§ **AVAILABLE RECORDS**
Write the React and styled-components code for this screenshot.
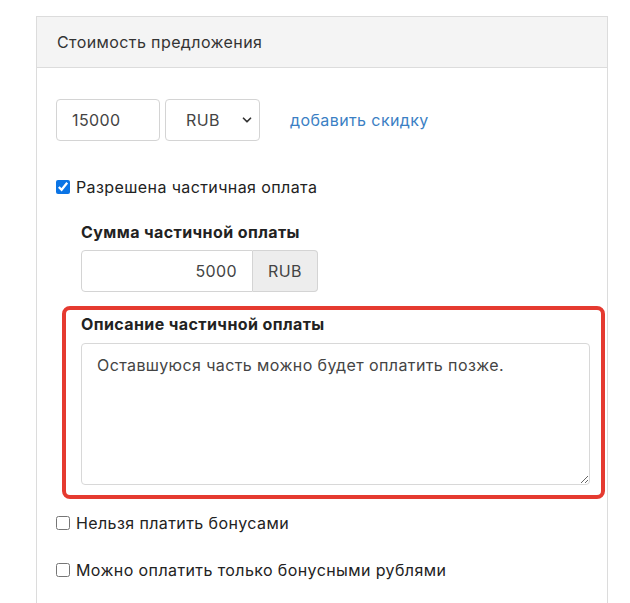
import React from "react";
import styled, { createGlobalStyle } from "styled-components";
import { ChevronDown } from "lucide-react";

const GlobalStyle = createGlobalStyle`
  body {
    margin: 0;
    background: #fff;
    font-family: 'Inter', 'Noto Sans', sans-serif;
    font-size: 16px;
    letter-spacing: 0.4px;
    color: #222;
  }
`;

const Page = styled.div`
  padding: 16px 0 0 36px;
`;

const Card = styled.section`
  width: 570px;
  border: 1px solid #dcdcdc;
  border-bottom: none;
  min-height: 600px;
`;

const CardHeader = styled.header`
  height: 50px;
  padding: 0 20px;
  display: flex;
  align-items: center;
  background: #f4f4f4;
  border-bottom: 1px solid #dcdcdc;
  color: #333;
`;

const CardBody = styled.div`
  padding: 31px 19px 0;
  display: flex;
  flex-direction: column;
`;

const PriceRow = styled.div`
  display: flex;
  align-items: center;
`;

const Field = styled.input`
  box-sizing: border-box;
  flex: none;
  height: 42px;
  width: ${(p) => p.$width || "100%"};
  padding: 0 15px;
  border: 1px solid #d4d4d4;
  border-radius: ${(p) => p.$radius || "4px"};
  font: inherit;
  letter-spacing: inherit;
  color: #444;
  text-align: ${(p) => p.$align || "left"};
  outline: none;
`;

const SelectWrap = styled.div`
  position: relative;
  margin-left: 5px;
`;

const Select = styled.select`
  box-sizing: border-box;
  appearance: none;
  height: 42px;
  width: 95px;
  padding: 0 20px;
  border: 1px solid #d4d4d4;
  border-radius: 4px;
  background: #fff;
  font: inherit;
  letter-spacing: inherit;
  color: #444;
`;

const Chevron = styled(ChevronDown)`
  position: absolute;
  right: 6px;
  top: 14px;
  pointer-events: none;
  color: #333;
`;

const Link = styled.a`
  margin-left: 30px;
  color: #3b7fc4;
  text-decoration: none;
`;

const CheckRow = styled.label`
  display: flex;
  align-items: center;
  gap: 6px;
  line-height: 24px;
  margin-top: ${(p) => p.$top || "0"};
`;

const Check = styled.input.attrs({ type: "checkbox" })`
  margin: 0;
  width: 14px;
  height: 14px;
  accent-color: #0b74e5;
`;

const Partial = styled.div`
  padding-left: 25px;
  margin-top: 21px;
`;

const Label = styled.div`
  font-weight: 700;
  line-height: 24px;
  color: #222;
  margin-bottom: ${(p) => p.$gap || "8px"};
`;

const InputGroup = styled.div`
  display: flex;
`;

const Addon = styled.span`
  box-sizing: border-box;
  flex: none;
  width: 65px;
  height: 42px;
  display: flex;
  align-items: center;
  justify-content: center;
  background: #ededed;
  border: 1px solid #d4d4d4;
  border-left: none;
  border-radius: 0 4px 4px 0;
  color: #444;
`;

const Highlight = styled.div`
  margin: 14px -17px 0 6px;
  padding: 2px 11px 10px 15px;
  border: 4px solid #e53a30;
  border-radius: 8px;
`;

const TextArea = styled.textarea`
  box-sizing: border-box;
  display: block;
  width: 100%;
  height: 142px;
  padding: 9px 15px;
  border: 1px solid #d8d8d8;
  border-radius: 4px;
  font: inherit;
  letter-spacing: inherit;
  line-height: 24px;
  color: #444;
  outline: none;
`;

export default function App() {
  return (
    <>
      <GlobalStyle />
      <Page>
        <Card>
          <CardHeader>Стоимость предложения</CardHeader>
          <CardBody>
            <PriceRow>
              <Field $width="104px" defaultValue="15000" />
              <SelectWrap>
                <Select defaultValue="RUB">
                  <option>RUB</option>
                  <option>USD</option>
                  <option>EUR</option>
                </Select>
                <Chevron size={14} strokeWidth={3} />
              </SelectWrap>
              <Link href="#">добавить скидку</Link>
            </PriceRow>

            <CheckRow $top="34px">
              <Check defaultChecked />
              Разрешена частичная оплата
            </CheckRow>

            <Partial>
              <Label $gap="6px">Сумма частичной оплаты</Label>
              <InputGroup>
                <Field
                  $width="172px"
                  $radius="4px 0 0 4px"
                  $align="right"
                  defaultValue="5000"
                />
                <Addon>RUB</Addon>
              </InputGroup>
            </Partial>

            <Highlight>
              <Label $gap="7px">Описание частичной оплаты</Label>
              <TextArea defaultValue="Оставшуюся часть можно будет оплатить позже." />
            </Highlight>

            <CheckRow $top="12px">
              <Check />
              Нельзя платить бонусами
            </CheckRow>
            <CheckRow $top="23px">
              <Check />
              Можно оплатить только бонусными рублями
            </CheckRow>
          </CardBody>
        </Card>
      </Page>
    </>
  );
}
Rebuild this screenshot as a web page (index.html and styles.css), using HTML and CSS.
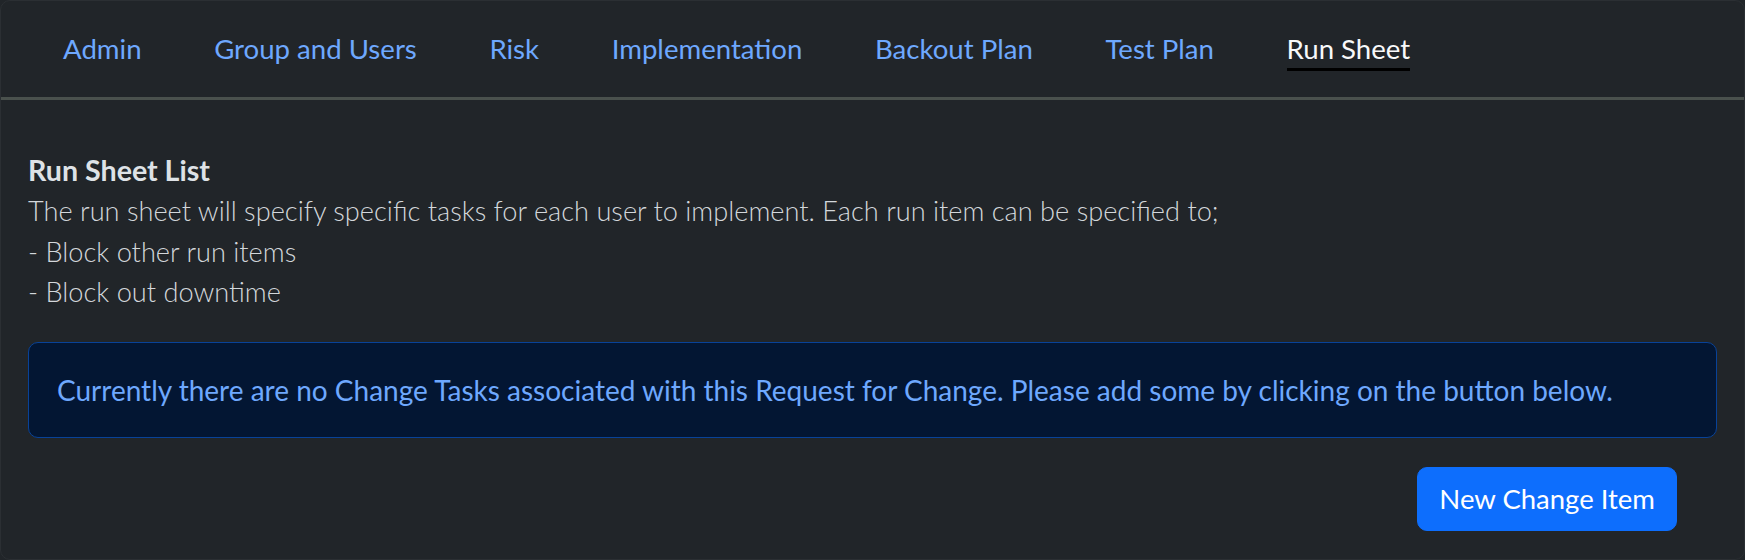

§ **PROBLEM TO SOLVE**
Repeat the records above exactly, leaving out the pictures.

§ **WRITTEN SOLUTION**
Write the React and styled-components code for this screenshot.
import React from "react";
import styled, { createGlobalStyle } from "styled-components";
import { ChevronDown } from "lucide-react";

const GlobalStyle = createGlobalStyle`
  body {
    margin: 0;
    background: #fff;
    font-family: 'Inter', 'Noto Sans', sans-serif;
    font-size: 16px;
    letter-spacing: 0.4px;
    color: #222;
  }
`;

const Page = styled.div`
  padding: 16px 0 0 36px;
`;

const Card = styled.section`
  width: 570px;
  border: 1px solid #dcdcdc;
  border-bottom: none;
  min-height: 600px;
`;

const CardHeader = styled.header`
  height: 50px;
  padding: 0 20px;
  display: flex;
  align-items: center;
  background: #f4f4f4;
  border-bottom: 1px solid #dcdcdc;
  color: #333;
`;

const CardBody = styled.div`
  padding: 31px 19px 0;
  display: flex;
  flex-direction: column;
`;

const PriceRow = styled.div`
  display: flex;
  align-items: center;
`;

const Field = styled.input`
  box-sizing: border-box;
  flex: none;
  height: 42px;
  width: ${(p) => p.$width || "100%"};
  padding: 0 15px;
  border: 1px solid #d4d4d4;
  border-radius: ${(p) => p.$radius || "4px"};
  font: inherit;
  letter-spacing: inherit;
  color: #444;
  text-align: ${(p) => p.$align || "left"};
  outline: none;
`;

const SelectWrap = styled.div`
  position: relative;
  margin-left: 5px;
`;

const Select = styled.select`
  box-sizing: border-box;
  appearance: none;
  height: 42px;
  width: 95px;
  padding: 0 20px;
  border: 1px solid #d4d4d4;
  border-radius: 4px;
  background: #fff;
  font: inherit;
  letter-spacing: inherit;
  color: #444;
`;

const Chevron = styled(ChevronDown)`
  position: absolute;
  right: 6px;
  top: 14px;
  pointer-events: none;
  color: #333;
`;

const Link = styled.a`
  margin-left: 30px;
  color: #3b7fc4;
  text-decoration: none;
`;

const CheckRow = styled.label`
  display: flex;
  align-items: center;
  gap: 6px;
  line-height: 24px;
  margin-top: ${(p) => p.$top || "0"};
`;

const Check = styled.input.attrs({ type: "checkbox" })`
  margin: 0;
  width: 14px;
  height: 14px;
  accent-color: #0b74e5;
`;

const Partial = styled.div`
  padding-left: 25px;
  margin-top: 21px;
`;

const Label = styled.div`
  font-weight: 700;
  line-height: 24px;
  color: #222;
  margin-bottom: ${(p) => p.$gap || "8px"};
`;

const InputGroup = styled.div`
  display: flex;
`;

const Addon = styled.span`
  box-sizing: border-box;
  flex: none;
  width: 65px;
  height: 42px;
  display: flex;
  align-items: center;
  justify-content: center;
  background: #ededed;
  border: 1px solid #d4d4d4;
  border-left: none;
  border-radius: 0 4px 4px 0;
  color: #444;
`;

const Highlight = styled.div`
  margin: 14px -17px 0 6px;
  padding: 2px 11px 10px 15px;
  border: 4px solid #e53a30;
  border-radius: 8px;
`;

const TextArea = styled.textarea`
  box-sizing: border-box;
  display: block;
  width: 100%;
  height: 142px;
  padding: 9px 15px;
  border: 1px solid #d8d8d8;
  border-radius: 4px;
  font: inherit;
  letter-spacing: inherit;
  line-height: 24px;
  color: #444;
  outline: none;
`;

export default function App() {
  return (
    <>
      <GlobalStyle />
      <Page>
        <Card>
          <CardHeader>Стоимость предложения</CardHeader>
          <CardBody>
            <PriceRow>
              <Field $width="104px" defaultValue="15000" />
              <SelectWrap>
                <Select defaultValue="RUB">
                  <option>RUB</option>
                  <option>USD</option>
                  <option>EUR</option>
                </Select>
                <Chevron size={14} strokeWidth={3} />
              </SelectWrap>
              <Link href="#">добавить скидку</Link>
            </PriceRow>

            <CheckRow $top="34px">
              <Check defaultChecked />
              Разрешена частичная оплата
            </CheckRow>

            <Partial>
              <Label $gap="6px">Сумма частичной оплаты</Label>
              <InputGroup>
                <Field
                  $width="172px"
                  $radius="4px 0 0 4px"
                  $align="right"
                  defaultValue="5000"
                />
                <Addon>RUB</Addon>
              </InputGroup>
            </Partial>

            <Highlight>
              <Label $gap="7px">Описание частичной оплаты</Label>
              <TextArea defaultValue="Оставшуюся часть можно будет оплатить позже." />
            </Highlight>

            <CheckRow $top="12px">
              <Check />
              Нельзя платить бонусами
            </CheckRow>
            <CheckRow $top="23px">
              <Check />
              Можно оплатить только бонусными рублями
            </CheckRow>
          </CardBody>
        </Card>
      </Page>
    </>
  );
}
Rebuild this screenshot as a web page (index.html and styles.css), using HTML and CSS.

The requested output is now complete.